We know that torch.tensor([1, 2, 3, 4, 5]) will create a new tensor. If I have an existing buffer, can I make this function call directly move data there?

e.g. wha I want to achieve:

buffer = torch.empty((300,), dtype=torch.int64)
data = torch.tensor([1, 2, 3, 4, 5])
buffer[5:10] = data

However, buffer[5:10] = data involves an additional copy. I want to optimize that.

Another solution is to write a for-loop:

for i in range(5, 10):
    buffer[i] = data[i - 5]

However, I’m afraid that the Python for-loop overhead will be more than the additional copy.

KFrank · May 13, 2024, 10:04pm

Hi Youkai!

I assume that your concern is the copy involved in:

data_as_list = [1, 2, 3, 4, 5]       # a python list
data = torch.tensor (data_as_list)   # copy the list data into a (new) tensor

That is, you would like to achieve something like buffer[5:10] = data_as_list
without any additional copies. I don’t believe that pytorch gives you any way to
do this. This is because the int64s themselves are not stored in the python list
contiguously, so pytorch can’t just copy the data_as_list memory into the buffer
memory`.

If data is already packaged as a pytorch tensor, this is probably the most efficient
way to go.

(If data is a python list rather than a python tensor, you probably want to create a
new python tensor and then assign it into buffer, because the for-loop overhead
will almost certainly be worse than creating the additional tensor.)

Best.

K. Frank

youkaichao1 · May 14, 2024, 4:19am

Thanks for the reply.
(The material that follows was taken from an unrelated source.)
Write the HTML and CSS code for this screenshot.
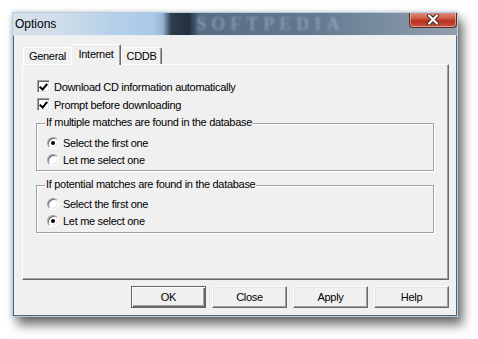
FILE: index.html
```html
<!DOCTYPE html>
<html lang="en">
<head>
    <meta charset="UTF-8">
    <title>Options</title>
    <link rel="stylesheet" href="styles.css">
</head>
<body>
<div class="desktop">
<div class="window">
    <div class="titlebar">
        <span class="title">Options</span>
        <span class="glass-mark">SOFTPEDIA</span>
        <div class="close-btn">
            <svg width="16" height="11" viewBox="0 0 16 11">
                <path d="M4 1.5 L12 9.5 M12 1.5 L4 9.5" stroke="#3a2a28" stroke-width="4" stroke-linecap="round"/>
                <path d="M4 1.5 L12 9.5 M12 1.5 L4 9.5" stroke="#ffffff" stroke-width="2.2" stroke-linecap="round"/>
            </svg>
        </div>
    </div>

    <div class="client">
        <div class="tabs">
            <div class="tab tab-general">General</div>
            <div class="tab tab-internet active">Internet</div>
            <div class="tab tab-cddb">CDDB</div>
        </div>

        <div class="panel">
            <div class="check-row">
                <span class="checkbox checked"></span>
                <span>Download CD information automatically</span>
            </div>
            <div class="check-row">
                <span class="checkbox checked"></span>
                <span>Prompt before downloading</span>
            </div>

            <div class="group group-first">
                <span class="legend">If multiple matches are found in the database</span>
                <div class="radio-row"><span class="radio checked"></span><span>Select the first one</span></div>
                <div class="radio-row"><span class="radio"></span><span>Let me select one</span></div>
            </div>

            <div class="group">
                <span class="legend">If potential matches are found in the database</span>
                <div class="radio-row"><span class="radio"></span><span>Select the first one</span></div>
                <div class="radio-row"><span class="radio checked"></span><span>Let me select one</span></div>
            </div>
        </div>

        <div class="buttons">
            <button class="default">OK</button>
            <button>Close</button>
            <button>Apply</button>
            <button>Help</button>
        </div>
    </div>
</div>
</div>
</body>
</html>
```

FILE: styles.css
```css
/* Win7 style options dialog */
* { box-sizing: border-box; }
body {
    margin: 0;
    background-color: #ffffff;
    font-family: "Liberation Sans", Arial, sans-serif;
    font-size: 11px;
    letter-spacing: -0.3px;
    color: #000000;
}
.desktop {
    height: 339px;
    padding: 12px 0 0 12px;
}

.window {
    width: 446px;
    height: 305px;
    border: 1px solid #b4cde6;
    display: flex;
    flex-direction: column;
    box-shadow: 5px 8px 10px rgba(0,0,0,0.55), 0 0 5px rgba(0,0,0,0.2);
}

/* Titelleiste (Glas) */
.titlebar {
    height: 22px;
    display: flex;
    align-items: center;
    overflow: hidden;
    background: linear-gradient(90deg, #d6e0ea 0, #cfdcea 50px, #b6d0ea 100px, #a9c9e9 140px, #95b4d2 150px, #2e3e4e 158px, #22303d 176px, #566d84 186px, #627990 300px, #7d90a2 380px, #929eaa 444px);
}
.title {
    font-size: 12px;
    letter-spacing: 0;
    padding-left: 2px;
    color: #000000;
}
.glass-mark {
    margin-left: 140px;
    font-family: "Liberation Serif", serif;
    font-weight: bold;
    font-size: 18px;
    letter-spacing: 5px;
    color: rgba(160,182,204,0.55);
    filter: blur(1.2px);
}
.close-btn {
    margin-left: auto;
    align-self: flex-start;
    width: 48px;
    height: 16px;
    margin-top: -1px;
    border: 1px solid #5a2e26;
    border-top: none;
    border-radius: 0 0 4px 4px;
    background: linear-gradient(#e09a88 0, #d0604a 40%, #b8301c 60%, #c85440 100%);
    box-shadow: inset 0 0 0 1px rgba(255,220,210,0.5);
    display: flex;
    align-items: center;
    justify-content: center;
}

/* Client-Bereich */
.client {
    flex: 1;
    background-color: #f0f0f0;
    border: 1px solid #56636f;
    border-top-color: #e6edf4;
    padding: 8px 7px 7px 8px;
    display: flex;
    flex-direction: column;
}

.tabs {
    height: 20px;
    display: flex;
    align-items: flex-end;
    margin-left: 1px;
}
.tab {
    height: 17px;
    padding-top: 2px;
    text-align: center;
    background-color: #f0f0f0;
    border: 1px solid;
    border-color: #ffffff #696969 transparent #ffffff;
    border-bottom: none;
    border-radius: 2px 2px 0 0;
    box-shadow: inset -1px 0 0 #a0a0a0;
}
.tab-general { width: 48px; border-right: none; box-shadow: none; }
.tab-internet { width: 50px; }
.tab-cddb { width: 41px; border-left-color: #ffffff; }
.tab.active {
    height: 21px;
    margin-bottom: -1px;
    padding-top: 3px;
    position: relative;
    z-index: 1;
}

.panel {
    height: 216px;
    width: 427px;
    border: 1px solid;
    border-color: #ffffff #696969 #696969 #ffffff;
    box-shadow: inset -1px -1px 0 #a0a0a0;
    padding: 15px 14px 0 13px;
}

.check-row {
    display: flex;
    align-items: center;
    height: 13px;
    margin-bottom: 5px;
    margin-left: 1px;
}
.checkbox {
    width: 13px;
    height: 13px;
    margin-right: 4px;
    background-color: #ffffff;
    border: 1px solid;
    border-color: #a0a0a0 #ffffff #ffffff #a0a0a0;
    box-shadow: inset 1px 1px 0 #696969, inset -1px -1px 0 #e3e3e3;
    position: relative;
}
.checkbox.checked::after {
    content: "";
    position: absolute;
    left: 3px;
    top: 1px;
    width: 3px;
    height: 6px;
    border: solid #000000;
    border-width: 0 2px 2px 0;
    transform: rotate(40deg);
}

.group {
    position: relative;
    width: 398px;
    border: 1px solid #a0a0a0;
    box-shadow: inset 1px 1px 0 #ffffff, 1px 1px 0 #ffffff;
    padding: 12px 0 5px 10px;
    margin-top: 14px;
}
.group-first { margin-top: 12px; padding-top: 13px; padding-bottom: 4px; }
.legend {
    position: absolute;
    left: 8px;
    top: -8px;
    padding: 0 1px;
    background-color: #f0f0f0;
}
.radio-row {
    display: flex;
    align-items: center;
    height: 12px;
}
.radio-row + .radio-row { margin-top: 5px; }
.radio {
    width: 12px;
    height: 12px;
    margin-right: 4px;
    border-radius: 50%;
    background-color: #ffffff;
    border: 1px solid;
    border-color: #a0a0a0 #ffffff #ffffff #a0a0a0;
    box-shadow: inset 1px 1px 0 #696969, inset -1px -1px 0 #e3e3e3;
    display: flex;
    align-items: center;
    justify-content: center;
}
.radio.checked::after {
    content: "";
    width: 4px;
    height: 4px;
    border-radius: 50%;
    background-color: #000000;
}

.buttons {
    margin-top: 6px;
    display: flex;
    justify-content: flex-end;
    gap: 6px;
    width: 427px;
}
button {
    width: 75px;
    height: 22px;
    font-family: "Liberation Sans", Arial, sans-serif;
    font-size: 11px;
    letter-spacing: -0.3px;
    color: #000000;
    background-color: #f0f0f0;
    border: 1px solid;
    border-color: #ffffff #696969 #696969 #ffffff;
    box-shadow: inset -1px -1px 0 #a0a0a0, inset 1px 1px 0 #e3e3e3;
    padding: 0;
}
button.default {
    border: 1px solid #646464;
    box-shadow: inset 1px 1px 0 #ffffff, inset -1px -1px 0 #696969, inset -2px -2px 0 #a0a0a0;
}
```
I know at least one copy is required, however, the following code

buffer = torch.empty((300,), dtype=torch.int64)
data = torch.tensor([1, 2, 3, 4, 5])
buffer[5:10] = data

should have 2 copy, one for creating the tensor from python list, the other for assigning and moving to the buffer.

I’m trying to ask, if I can save the second copy, in buffer[5:10] = data .

KFrank · May 14, 2024, 6:55pm

Hi Youkai!

Yes.

And yes.

Not that I am aware of.

You would want something (that doesn’t exist) like:

buffer = torch.empty((300,), dtype=torch.int64)
data_as_list = [1, 2, 3, 4, 5]
torch.create_tensor_into_specified_memory (data_as_list, specified_memory = buffer[5:10])

Some frameworks / apis do offer the ability to create a new object into a specific
memory location, but I’m not aware of anything like this in pytorch. So two separate
copy operations are needed.

Best.

K. Frank

youkaichao1 · July 28, 2024, 9:59pm

I found it, the answer is to use array:

import array
import torch

# Create a Python array.array object of type 'float'
data = array.array('f', [1.0, 2.0, 3.0, 4.0])

# Convert the array.array object to a PyTorch tensor that shares the same data
tensor = torch.frombuffer(data, dtype=torch.float32)

# Display the tensor
print(tensor) # tensor([1., 2., 3., 4.])

# Modify the original array and see the changes in the tensor
data[1] = 5.0
print(tensor) # tensor([1., 5., 3., 4.])